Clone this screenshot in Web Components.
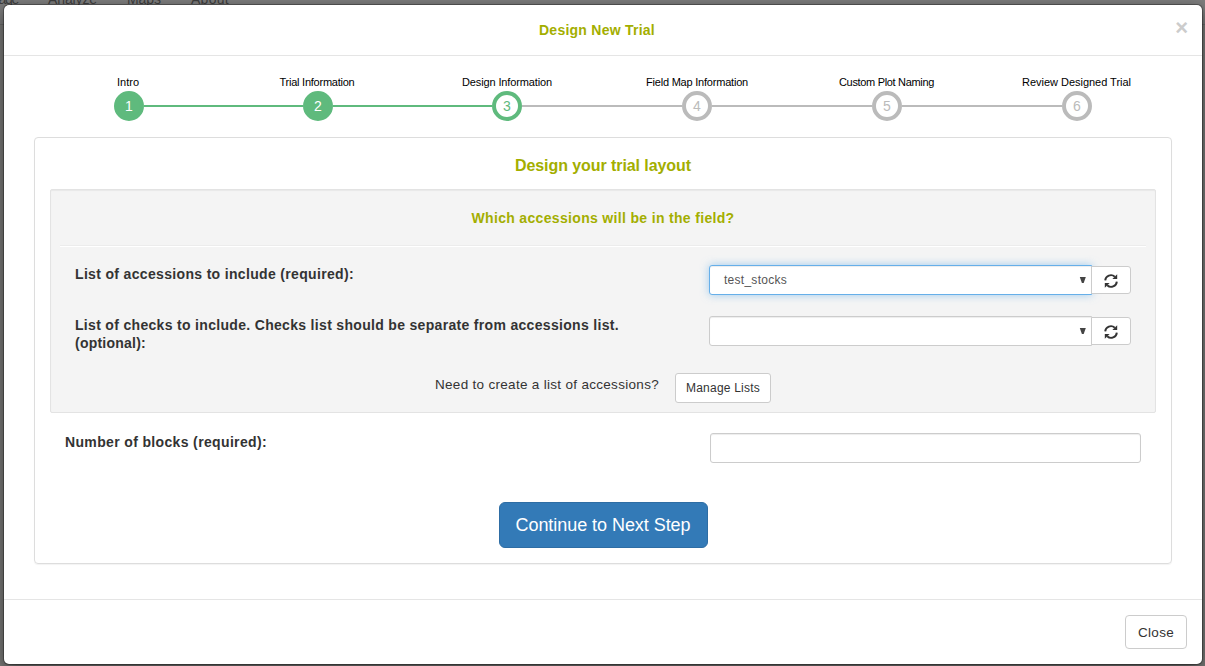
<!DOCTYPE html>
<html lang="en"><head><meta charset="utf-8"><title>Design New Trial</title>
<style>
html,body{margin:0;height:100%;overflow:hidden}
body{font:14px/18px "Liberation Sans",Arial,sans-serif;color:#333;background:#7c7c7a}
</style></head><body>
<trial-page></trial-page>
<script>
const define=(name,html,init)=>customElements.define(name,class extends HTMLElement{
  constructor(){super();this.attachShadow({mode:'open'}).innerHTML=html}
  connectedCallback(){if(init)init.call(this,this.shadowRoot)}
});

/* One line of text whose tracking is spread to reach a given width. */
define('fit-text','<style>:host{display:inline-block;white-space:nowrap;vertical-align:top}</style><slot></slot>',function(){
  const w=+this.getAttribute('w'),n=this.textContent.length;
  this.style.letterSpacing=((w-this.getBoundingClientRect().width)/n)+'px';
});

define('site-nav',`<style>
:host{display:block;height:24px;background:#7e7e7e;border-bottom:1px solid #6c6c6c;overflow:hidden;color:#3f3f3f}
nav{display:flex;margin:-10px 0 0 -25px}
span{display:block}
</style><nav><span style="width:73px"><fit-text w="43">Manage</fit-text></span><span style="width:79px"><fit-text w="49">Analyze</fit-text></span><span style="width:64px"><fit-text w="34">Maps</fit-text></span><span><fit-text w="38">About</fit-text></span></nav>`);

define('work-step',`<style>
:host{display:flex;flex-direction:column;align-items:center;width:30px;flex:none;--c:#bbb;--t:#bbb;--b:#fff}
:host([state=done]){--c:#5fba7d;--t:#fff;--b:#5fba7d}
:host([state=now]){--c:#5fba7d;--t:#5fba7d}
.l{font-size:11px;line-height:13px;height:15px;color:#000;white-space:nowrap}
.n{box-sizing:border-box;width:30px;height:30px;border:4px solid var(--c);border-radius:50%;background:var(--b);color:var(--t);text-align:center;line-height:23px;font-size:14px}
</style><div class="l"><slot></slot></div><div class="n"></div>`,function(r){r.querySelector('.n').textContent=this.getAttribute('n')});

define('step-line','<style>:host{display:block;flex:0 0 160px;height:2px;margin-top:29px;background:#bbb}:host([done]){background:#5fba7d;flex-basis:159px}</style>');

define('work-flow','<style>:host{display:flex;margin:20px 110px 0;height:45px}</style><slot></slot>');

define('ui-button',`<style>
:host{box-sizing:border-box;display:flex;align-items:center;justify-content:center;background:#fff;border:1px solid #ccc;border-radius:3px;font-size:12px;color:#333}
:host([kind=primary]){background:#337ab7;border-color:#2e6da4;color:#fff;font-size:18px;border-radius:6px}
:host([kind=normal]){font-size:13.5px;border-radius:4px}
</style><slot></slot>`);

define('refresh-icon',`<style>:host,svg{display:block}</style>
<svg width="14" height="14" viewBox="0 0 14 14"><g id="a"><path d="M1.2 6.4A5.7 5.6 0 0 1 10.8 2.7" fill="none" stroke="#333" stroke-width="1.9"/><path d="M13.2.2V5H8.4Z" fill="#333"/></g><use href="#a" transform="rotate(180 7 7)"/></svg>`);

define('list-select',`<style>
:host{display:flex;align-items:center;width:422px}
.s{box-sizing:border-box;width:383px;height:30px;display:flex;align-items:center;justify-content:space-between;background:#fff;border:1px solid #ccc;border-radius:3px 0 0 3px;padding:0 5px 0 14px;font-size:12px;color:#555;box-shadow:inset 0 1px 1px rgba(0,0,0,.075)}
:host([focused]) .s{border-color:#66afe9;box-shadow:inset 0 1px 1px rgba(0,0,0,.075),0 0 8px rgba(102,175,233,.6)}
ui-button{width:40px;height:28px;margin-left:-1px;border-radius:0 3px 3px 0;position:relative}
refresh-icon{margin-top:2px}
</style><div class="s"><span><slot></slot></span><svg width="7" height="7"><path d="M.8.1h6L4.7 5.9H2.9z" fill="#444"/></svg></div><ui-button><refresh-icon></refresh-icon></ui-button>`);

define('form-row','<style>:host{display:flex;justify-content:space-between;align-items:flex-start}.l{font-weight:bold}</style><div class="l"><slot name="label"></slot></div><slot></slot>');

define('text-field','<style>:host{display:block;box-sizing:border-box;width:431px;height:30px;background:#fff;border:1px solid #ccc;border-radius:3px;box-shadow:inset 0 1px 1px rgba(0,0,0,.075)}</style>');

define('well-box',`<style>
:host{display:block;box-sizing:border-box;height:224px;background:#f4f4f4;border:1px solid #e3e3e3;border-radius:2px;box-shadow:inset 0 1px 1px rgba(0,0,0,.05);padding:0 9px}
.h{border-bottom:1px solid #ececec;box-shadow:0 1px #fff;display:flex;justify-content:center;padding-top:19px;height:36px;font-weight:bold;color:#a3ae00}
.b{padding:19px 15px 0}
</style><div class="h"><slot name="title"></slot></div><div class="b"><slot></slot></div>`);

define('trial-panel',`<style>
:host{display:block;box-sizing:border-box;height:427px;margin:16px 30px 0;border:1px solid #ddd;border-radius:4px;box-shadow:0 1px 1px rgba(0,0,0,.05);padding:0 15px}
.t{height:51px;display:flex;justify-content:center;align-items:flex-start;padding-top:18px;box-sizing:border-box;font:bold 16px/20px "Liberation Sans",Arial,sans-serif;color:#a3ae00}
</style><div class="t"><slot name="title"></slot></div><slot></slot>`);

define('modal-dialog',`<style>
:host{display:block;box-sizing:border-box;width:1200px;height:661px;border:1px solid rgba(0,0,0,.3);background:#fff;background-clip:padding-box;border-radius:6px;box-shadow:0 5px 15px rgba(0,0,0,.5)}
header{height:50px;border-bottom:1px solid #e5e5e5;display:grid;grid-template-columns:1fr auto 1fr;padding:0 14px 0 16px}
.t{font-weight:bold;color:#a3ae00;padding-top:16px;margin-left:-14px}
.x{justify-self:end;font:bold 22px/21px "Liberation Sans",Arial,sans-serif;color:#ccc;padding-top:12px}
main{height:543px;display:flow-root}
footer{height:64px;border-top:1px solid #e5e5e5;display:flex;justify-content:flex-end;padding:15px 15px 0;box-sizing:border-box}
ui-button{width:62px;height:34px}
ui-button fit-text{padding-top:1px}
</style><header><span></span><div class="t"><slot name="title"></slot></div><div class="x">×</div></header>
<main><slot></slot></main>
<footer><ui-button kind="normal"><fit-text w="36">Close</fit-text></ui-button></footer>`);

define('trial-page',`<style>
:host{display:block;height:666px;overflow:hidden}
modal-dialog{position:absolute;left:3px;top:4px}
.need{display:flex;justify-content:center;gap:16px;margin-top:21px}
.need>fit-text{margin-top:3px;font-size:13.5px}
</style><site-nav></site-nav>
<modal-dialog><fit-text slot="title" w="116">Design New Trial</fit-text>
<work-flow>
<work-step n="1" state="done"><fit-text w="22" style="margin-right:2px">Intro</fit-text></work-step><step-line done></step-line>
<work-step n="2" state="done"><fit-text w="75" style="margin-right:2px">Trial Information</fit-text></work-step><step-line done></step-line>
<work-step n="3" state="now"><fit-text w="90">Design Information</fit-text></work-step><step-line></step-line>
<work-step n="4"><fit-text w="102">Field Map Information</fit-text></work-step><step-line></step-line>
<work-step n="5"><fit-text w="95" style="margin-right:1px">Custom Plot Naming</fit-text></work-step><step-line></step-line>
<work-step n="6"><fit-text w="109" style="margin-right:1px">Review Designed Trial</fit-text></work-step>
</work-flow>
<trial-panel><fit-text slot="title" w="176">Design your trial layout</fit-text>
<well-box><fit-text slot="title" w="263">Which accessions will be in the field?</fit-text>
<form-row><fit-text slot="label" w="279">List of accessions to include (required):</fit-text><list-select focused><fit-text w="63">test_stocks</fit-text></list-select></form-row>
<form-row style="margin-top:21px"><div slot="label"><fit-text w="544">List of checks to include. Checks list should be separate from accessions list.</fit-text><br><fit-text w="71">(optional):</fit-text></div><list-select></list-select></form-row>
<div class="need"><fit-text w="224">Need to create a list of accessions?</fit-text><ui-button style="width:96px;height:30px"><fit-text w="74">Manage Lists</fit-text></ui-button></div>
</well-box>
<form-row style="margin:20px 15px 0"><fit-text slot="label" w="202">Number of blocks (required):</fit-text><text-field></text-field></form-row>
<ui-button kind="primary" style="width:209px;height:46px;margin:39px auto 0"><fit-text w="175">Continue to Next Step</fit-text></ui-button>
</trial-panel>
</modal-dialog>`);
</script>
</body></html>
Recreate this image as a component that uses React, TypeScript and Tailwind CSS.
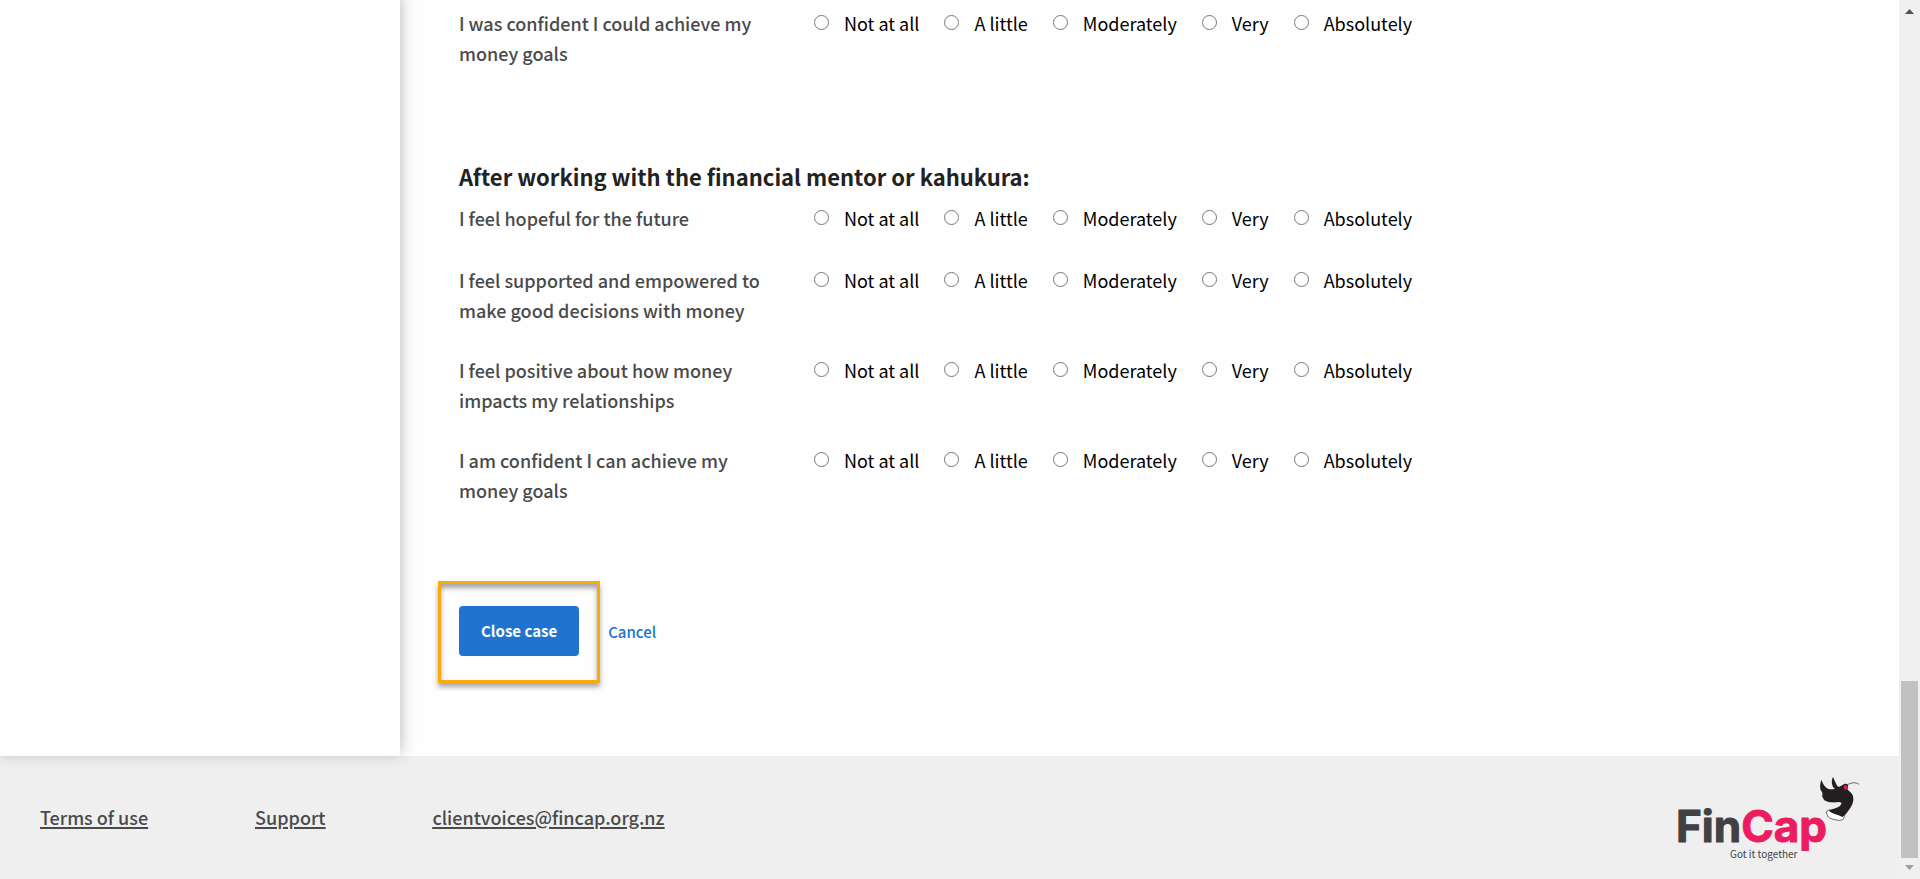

■ **CHALLENGE**
Identify the lines in the entries that hold "this" and return each one.

■ **IN RESPONSE**
Clone this screenshot in Web Components.
  constructor(){super();this.attachShadow({mode:'open'}).innerHTML=html}
  connectedCallback(){if(init)init.call(this,this.shadowRoot)}
  const w=+this.getAttribute('w'),n=this.textContent.length;
  this.style.letterSpacing=((w-this.getBoundingClientRect().width)/n)+'px';
</style><div class="l"><slot></slot></div><div class="n"></div>`,function(r){r.querySelector('.n').textContent=this.getAttribute('n')});
Recreate this image as a component that uses React, TypeScript and Tailwind CSS.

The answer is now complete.